» **DATA SECTION**:
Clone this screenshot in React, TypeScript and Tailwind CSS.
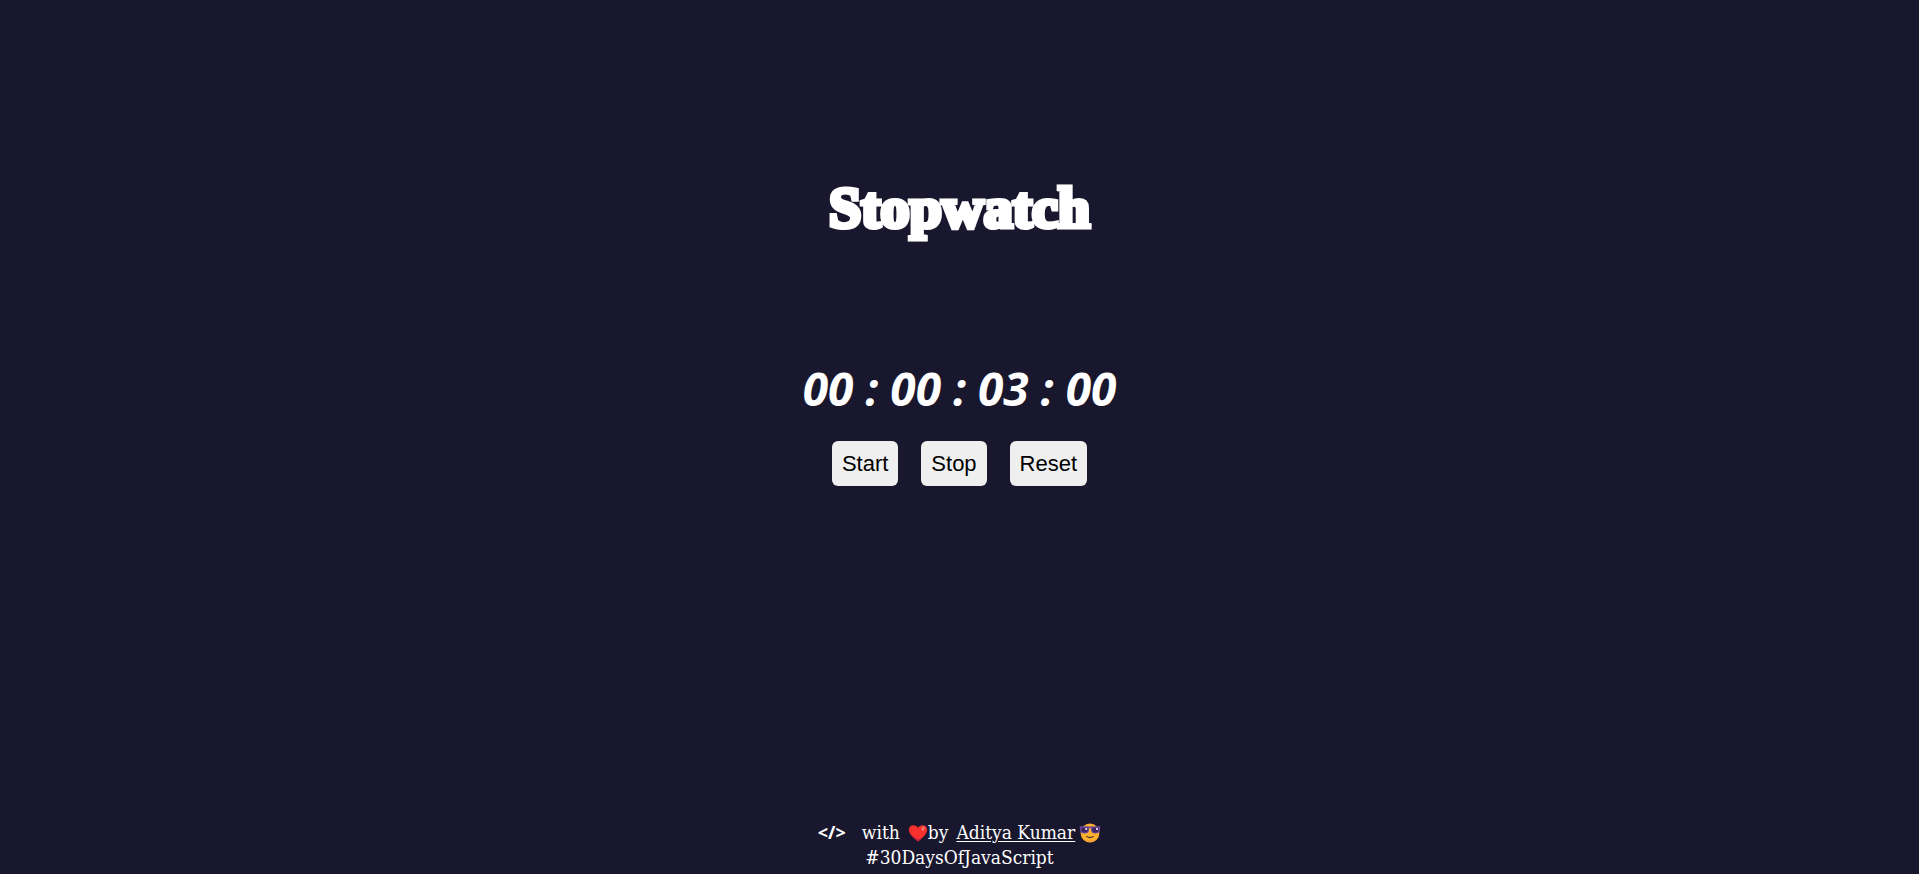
import { useEffect, useState } from "react";

const pad = (n: number) => String(n).padStart(2, "0");

function HeartIcon() {
  return (
    <svg viewBox="0 0 20 20" className="h-5 w-5" role="img" aria-label="love">
      <path d="M10 18.600C7.600 16.400 .8 11.600 .8 6.800.8 4 2.900 2.200 5.400 2.200c2 0 3.700 1 4.600 2.600.9-1.600 2.600-2.600 4.600-2.600 2.500 0 4.600 1.800 4.600 4.600 0 4.800-6.800 9.600-9.200 11.800Z" fill="#f8312f" />
      <path d="M1.200 8.600c1 4 6.200 7.800 8.800 10 1.200-1.100 3-2.500 4.800-4.200-2 1.200-3.400 1.600-4.800 1.600-3-1-6.800-4-8.800-7.400Z" fill="#ca1f3f" />
      <ellipse cx="15.200" cy="5.600" rx="2.400" ry="1.500" transform="rotate(-55 15.200 5.600)" fill="#f37366" />
    </svg>
  );
}

function SunglassesIcon() {
  return (
    <svg viewBox="0 0 22 20" className="h-5 w-[22px]" role="img" aria-label="cool">
      <circle cx="11" cy="10" r="9.400" fill="#ffb02e" />
      <path d="M4 16a9.400 9.400 0 0 0 14 0c-4 2-10 2-14 0Z" fill="#f59a38" />
      <path d="M.6 3.600h20.800v1.600H.6Z" fill="#6d4a99" />
      <path d="M1 3.600h9v3.200c0 2.600-1.600 3.800-4.300 3.800C2.900 10.600 1 9.400 1 6.800ZM12 3.600h9v3.200c0 2.600-1.900 3.800-4.700 3.800-2.700 0-4.300-1.200-4.300-3.800Z" fill="#6d4a99" />
      <path d="M2.400 4.800h6.400v2c0 1.700-1 2.700-3.100 2.700s-3.300-1-3.300-2.700ZM13.200 4.800h6.400v2c0 1.700-1.200 2.700-3.300 2.700s-3.100-1-3.100-2.700Z" fill="#3f2560" />
      <circle cx="7.200" cy="5.900" r="1" fill="#fff" />
      <circle cx="18" cy="5.900" r="1" fill="#fff" />
      <path d="M7.800 13.600q3.200 2 6.400 0" fill="none" stroke="#402a32" strokeWidth="1.200" strokeLinecap="round" />
    </svg>
  );
}

function ControlButton({ label, onClick }: { label: string; onClick: () => void }) {
  return (
    <button
      type="button"
      onClick={onClick}
      className="cursor-pointer rounded-md bg-[#efefef] px-[10px] py-[10px] font-['Liberation_Sans',sans-serif] text-[22px] leading-[25px] text-black"
    >
      {label}
    </button>
  );
}

export default function App() {
  const [time, setTime] = useState(300);
  const [running, setRunning] = useState(false);

  useEffect(() => {
    if (!running) return;
    const id = window.setInterval(() => setTime((t) => t + 1), 10);
    return () => window.clearInterval(id);
  }, [running]);

  const parts = [
    Math.floor(time / 360000),
    Math.floor(time / 6000) % 60,
    Math.floor(time / 100) % 60,
    time % 100,
  ];

  return (
    <div className="flex min-h-screen flex-col items-center bg-[#19172d] text-white">
      <header className="pt-[168px]">
        <h1 className="font-['Liberation_Serif',serif] text-[58px] leading-[80px] font-bold [-webkit-text-stroke:5px_white]">
          Stopwatch
        </h1>
      </header>

      <main className="flex grow flex-col items-center pt-[108px]">
        <p className="font-['Open_Sans',sans-serif] text-[46px] leading-[65px] font-bold whitespace-nowrap italic">
          {parts.map(pad).join(" : ")}
        </p>
        <div className="mt-5 flex gap-[23px]">
          <ControlButton label="Start" onClick={() => setRunning(true)} />
          <ControlButton label="Stop" onClick={() => setRunning(false)} />
          <ControlButton
            label="Reset"
            onClick={() => {
              setRunning(false);
              setTime(0);
            }}
          />
        </div>
      </main>

      <footer className="pb-1 text-center font-['DejaVu_Serif_Condensed','DejaVu_Serif',serif] text-[19px] leading-[25px]">
        <p className="flex items-center justify-center">
          <span className="mr-4 font-['Open_Sans',sans-serif] text-[18px] font-bold">&lt;/&gt;</span>
          <span className="mr-2">with</span>
          <HeartIcon />
          <span className="mr-2">by</span>
          <a href="#aditya-kumar" className="mr-1 underline underline-offset-2">
            Aditya Kumar
          </a>
          <SunglassesIcon />
        </p>
        <p>#30DaysOfJavaScript</p>
      </footer>
    </div>
  );
}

» **YOUR OBJECTIVE**:
Skipping the pictures, transcribe each line above exactly as it appears.

» **WRITTEN ANSWER**:
Clone this screenshot in React, TypeScript and Tailwind CSS.
import { useEffect, useState } from "react";

const pad = (n: number) => String(n).padStart(2, "0");

function HeartIcon() {
  return (
    <svg viewBox="0 0 20 20" className="h-5 w-5" role="img" aria-label="love">
      <path d="M10 18.600C7.600 16.400 .8 11.600 .8 6.800.8 4 2.900 2.200 5.400 2.200c2 0 3.700 1 4.600 2.600.9-1.600 2.600-2.600 4.600-2.600 2.500 0 4.600 1.800 4.600 4.600 0 4.800-6.800 9.600-9.200 11.800Z" fill="#f8312f" />
      <path d="M1.200 8.600c1 4 6.200 7.800 8.800 10 1.200-1.100 3-2.500 4.800-4.200-2 1.200-3.400 1.600-4.800 1.600-3-1-6.800-4-8.800-7.400Z" fill="#ca1f3f" />
      <ellipse cx="15.200" cy="5.600" rx="2.400" ry="1.500" transform="rotate(-55 15.200 5.600)" fill="#f37366" />
    </svg>
  );
}

function SunglassesIcon() {
  return (
    <svg viewBox="0 0 22 20" className="h-5 w-[22px]" role="img" aria-label="cool">
      <circle cx="11" cy="10" r="9.400" fill="#ffb02e" />
      <path d="M4 16a9.400 9.400 0 0 0 14 0c-4 2-10 2-14 0Z" fill="#f59a38" />
      <path d="M.6 3.600h20.800v1.600H.6Z" fill="#6d4a99" />
      <path d="M1 3.600h9v3.200c0 2.600-1.600 3.800-4.300 3.800C2.900 10.600 1 9.400 1 6.800ZM12 3.600h9v3.200c0 2.600-1.900 3.800-4.700 3.800-2.700 0-4.300-1.200-4.300-3.800Z" fill="#6d4a99" />
      <path d="M2.400 4.800h6.400v2c0 1.700-1 2.700-3.100 2.700s-3.300-1-3.300-2.700ZM13.200 4.800h6.400v2c0 1.700-1.200 2.700-3.300 2.700s-3.100-1-3.100-2.700Z" fill="#3f2560" />
      <circle cx="7.200" cy="5.900" r="1" fill="#fff" />
      <circle cx="18" cy="5.900" r="1" fill="#fff" />
      <path d="M7.800 13.600q3.200 2 6.400 0" fill="none" stroke="#402a32" strokeWidth="1.200" strokeLinecap="round" />
    </svg>
  );
}

function ControlButton({ label, onClick }: { label: string; onClick: () => void }) {
  return (
    <button
      type="button"
      onClick={onClick}
      className="cursor-pointer rounded-md bg-[#efefef] px-[10px] py-[10px] font-['Liberation_Sans',sans-serif] text-[22px] leading-[25px] text-black"
    >
      {label}
    </button>
  );
}

export default function App() {
  const [time, setTime] = useState(300);
  const [running, setRunning] = useState(false);

  useEffect(() => {
    if (!running) return;
    const id = window.setInterval(() => setTime((t) => t + 1), 10);
    return () => window.clearInterval(id);
  }, [running]);

  const parts = [
    Math.floor(time / 360000),
    Math.floor(time / 6000) % 60,
    Math.floor(time / 100) % 60,
    time % 100,
  ];

  return (
    <div className="flex min-h-screen flex-col items-center bg-[#19172d] text-white">
      <header className="pt-[168px]">
        <h1 className="font-['Liberation_Serif',serif] text-[58px] leading-[80px] font-bold [-webkit-text-stroke:5px_white]">
          Stopwatch
        </h1>
      </header>

      <main className="flex grow flex-col items-center pt-[108px]">
        <p className="font-['Open_Sans',sans-serif] text-[46px] leading-[65px] font-bold whitespace-nowrap italic">
          {parts.map(pad).join(" : ")}
        </p>
        <div className="mt-5 flex gap-[23px]">
          <ControlButton label="Start" onClick={() => setRunning(true)} />
          <ControlButton label="Stop" onClick={() => setRunning(false)} />
          <ControlButton
            label="Reset"
            onClick={() => {
              setRunning(false);
              setTime(0);
            }}
          />
        </div>
      </main>

      <footer className="pb-1 text-center font-['DejaVu_Serif_Condensed','DejaVu_Serif',serif] text-[19px] leading-[25px]">
        <p className="flex items-center justify-center">
          <span className="mr-4 font-['Open_Sans',sans-serif] text-[18px] font-bold">&lt;/&gt;</span>
          <span className="mr-2">with</span>
          <HeartIcon />
          <span className="mr-2">by</span>
          <a href="#aditya-kumar" className="mr-1 underline underline-offset-2">
            Aditya Kumar
          </a>
          <SunglassesIcon />
        </p>
        <p>#30DaysOfJavaScript</p>
      </footer>
    </div>
  );
}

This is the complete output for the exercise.